French PM: France will never deny Jewish historical ties to Jerusalem

Manuel Valls made the statement in a letter penned to Shmuel Rabinovitch, the Rabbi of the Western Wall and the Holy Sites of Israel.

Western Wall (photo credit: MARC ISRAEL SELLEM)
Western Wall
(photo credit: MARC ISRAEL SELLEM)
France will never deny the “true, existing right” of Jewish historical ties to Jerusalem, French Prime Minister Manuel Valls said in a letter to Western Wall Rabbi Shmuel Rabinowitz.
It was penned in response to an invitation by Rabinowitz for Valls to visit the Western Wall so that he could better understand its significance to the Jewish people and the freedom of worship that is allowed to Muslims and Christians in the Old City.
“If peace in the Holy Land is dear to your heart, then I am calling on you to stand by your word and to visit the Western Wall, which is at the foot of the Temple Mount,” Rabinowitz wrote to Valls.
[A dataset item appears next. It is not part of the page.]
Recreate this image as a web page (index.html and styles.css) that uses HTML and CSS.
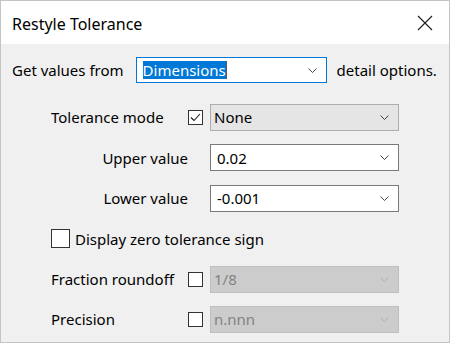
FILE: index.html
```html
<!DOCTYPE html>
<html>
<head>
    <title>Restyle Tolerance</title>
    <link rel="stylesheet" href="styles.css">
</head>
<body>
    <div class="window">
        <div class="titlebar">
            <span class="title">Restyle Tolerance</span>
            <svg class="close" width="16" height="16" viewBox="0 0 16 16"><path d="M1 1L15 15M15 1L1 15" stroke="#1a1a1a" stroke-width="1.1" fill="none"/></svg>
        </div>
        <div class="content">
            <div class="source-row">
                <span>Get values from</span>
                <div class="combo combo-focus combo-source">
                    <span class="combo-text"><span class="selected">Dimensions</span><span class="caret"></span></span>
                    <svg class="chevron" width="9" height="5" viewBox="0 0 9 5"><path d="M0.5 0.5L4.5 4.5L8.5 0.5" stroke="#444" fill="none"/></svg>
                </div>
                <span>detail options.</span>
            </div>

            <!-- tolerance options -->
            <div class="options">
                <span class="opt-label">Tolerance mode</span>
                <span class="check"><svg width="13" height="13" viewBox="0 0 13 13"><path d="M2 6.5L5 9.5L11 3" stroke="#1a1a1a" stroke-width="1.1" fill="none"/></svg></span>
                <div class="combo combo-list">
                    <span class="combo-text">None</span>
                    <svg class="chevron" width="9" height="5" viewBox="0 0 9 5"><path d="M0.5 0.5L4.5 4.5L8.5 0.5" stroke="#444" fill="none"/></svg>
                </div>

                <span class="opt-label opt-right">Upper value</span>
                <div class="combo combo-edit">
                    <span class="combo-text">0.02</span>
                    <svg class="chevron" width="9" height="5" viewBox="0 0 9 5"><path d="M0.5 0.5L4.5 4.5L8.5 0.5" stroke="#444" fill="none"/></svg>
                </div>

                <span class="opt-label opt-right">Lower value</span>
                <div class="combo combo-edit">
                    <span class="combo-text">-0.001</span>
                    <svg class="chevron" width="9" height="5" viewBox="0 0 9 5"><path d="M0.5 0.5L4.5 4.5L8.5 0.5" stroke="#444" fill="none"/></svg>
                </div>

                <div class="zero-row">
                    <span class="check check-big"></span>
                    <span>Display zero tolerance sign</span>
                </div>

                <span class="opt-label">Fraction roundoff</span>
                <span class="check"></span>
                <div class="combo combo-disabled">
                    <span class="combo-text">1/8</span>
                    <svg class="chevron" width="9" height="5" viewBox="0 0 9 5"><path d="M0.5 0.5L4.5 4.5L8.5 0.5" stroke="#b0b0b0" fill="none"/></svg>
                </div>

                <span class="opt-label">Precision</span>
                <span class="check"></span>
                <div class="combo combo-disabled">
                    <span class="combo-text">n.nnn</span>
                    <svg class="chevron" width="9" height="5" viewBox="0 0 9 5"><path d="M0.5 0.5L4.5 4.5L8.5 0.5" stroke="#b0b0b0" fill="none"/></svg>
                </div>
            </div>
        </div>
    </div>
</body>
</html>
```

FILE: styles.css
```css
body {
    margin: 0;
    font-family: "Noto Sans", Arial, sans-serif;
    font-size: 15px;
    color: #000;
    background-color: #f0f0f0;
}
.window {
    width: 450px;
    height: 343px;
    box-sizing: border-box;
    border: 1px solid #c4c4c4;
    display: flex;
    flex-direction: column;
}
.titlebar {
    height: 43px;
    background-color: #fff;
    display: flex;
    align-items: center;
    padding-left: 11px;
    padding-right: 16px;
}
.title {
    flex: 1;
    padding-top: 2px;
    font-size: 16px;
}
.content {
    flex: 1;
    background-color: #f0f0f0;
}
.source-row {
    display: flex;
    align-items: center;
    margin-top: 13px;
    padding-left: 11px;
    height: 26px;
}
.combo {
    height: 27px;
    box-sizing: border-box;
    display: flex;
    align-items: center;
    justify-content: space-between;
    padding-right: 9px;
    width: 189px;
}
.combo-text {
    display: flex;
    align-items: center;
}
.combo-source {
    width: 191px;
    height: 26px;
    margin-left: 12px;
    margin-right: 10px;
}
.combo-focus {
    background-color: #fff;
    border: 1px solid #0078d7;
    padding-left: 6px;
}
.selected {
    background-color: #0078d7;
    color: #fff;
    line-height: 18px;
}
.caret {
    width: 1px;
    height: 18px;
    background-color: #555;
}
.combo-list {
    background-color: #e5e5e5;
    border: 1px solid #adadad;
    padding-left: 3px;
}
.combo-edit {
    background-color: #fff;
    border: 1px solid #7a7a7a;
    padding-left: 6px;
    grid-column: 3;
}
.combo-disabled {
    background-color: #cccccc;
    border: 1px solid #bfbfbf;
    color: #838383;
    padding-left: 3px;
}
.options {
    display: grid;
    grid-template-columns: 137px 22px 189px;
    grid-auto-rows: 40.4px;
    align-items: center;
    margin-top: 14.3px;
    padding-left: 50px;
}
.opt-right {
    grid-column: 1;
    justify-self: end;
}
.check {
    width: 15px;
    height: 15px;
    box-sizing: border-box;
    border: 1px solid #333;
    background-color: #fff;
    display: flex;
    align-items: center;
    justify-content: center;
}
.check-big {
    width: 19px;
    height: 19px;
}
.zero-row {
    grid-column: 1 / 4;
    display: flex;
    align-items: center;
    gap: 5px;
}
```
His office could not say whether Valls accepted the invitation.
The French prime minister last visited Israel in May, in advance of a ministerial meeting in Paris on the Israeli-Palestinian peace process, frozen since April 2014.
Rabinowitz turned to Valls on the issue of Jerusalem, as Israel is in the midst of a diplomatic battle to stop the Untied Nations Educational, Scientific and Cultural Organization’s member states from erasing Jewish religious and historical ties to the Temple Mount.
UNESCO’s executive board voted, with France’s support, on a resolution in April which ignored Jewish ties to Judaism’s holiest site, the Temple Mount.
Instead the resolution’s text referred to the Temple Mount and its retaining Western Wall almost solely by its Muslim names.
Valls apologized for the vote after it happened and he reiterated those words in his letter to Rabinowitz, who released some quotes in Hebrew from the document to the media.
“The language of UNESCO’s decision was unfortunate and clumsy to the point of insult.
I believe that this should have been avoided and that the vote should not have happened,” Valls wrote. He told Rabinowitz that it is France’s long-standing belief that Jerusalem is holy to Judaism, Christianity and Islam.
He added that France is working to renew the peace process. Its the absence of such a process that is fueling violence in Jerusalem, Valls told Rabinowitz.
“There is no doubt that the Jewish people was deeply hurt by this vote,” Rabinowitz wrote Valls earlier this month.
A similar resolution on Jerusalem is slated to come before UNESCO’s World Heritage Committee when it convents in Paris in the fall.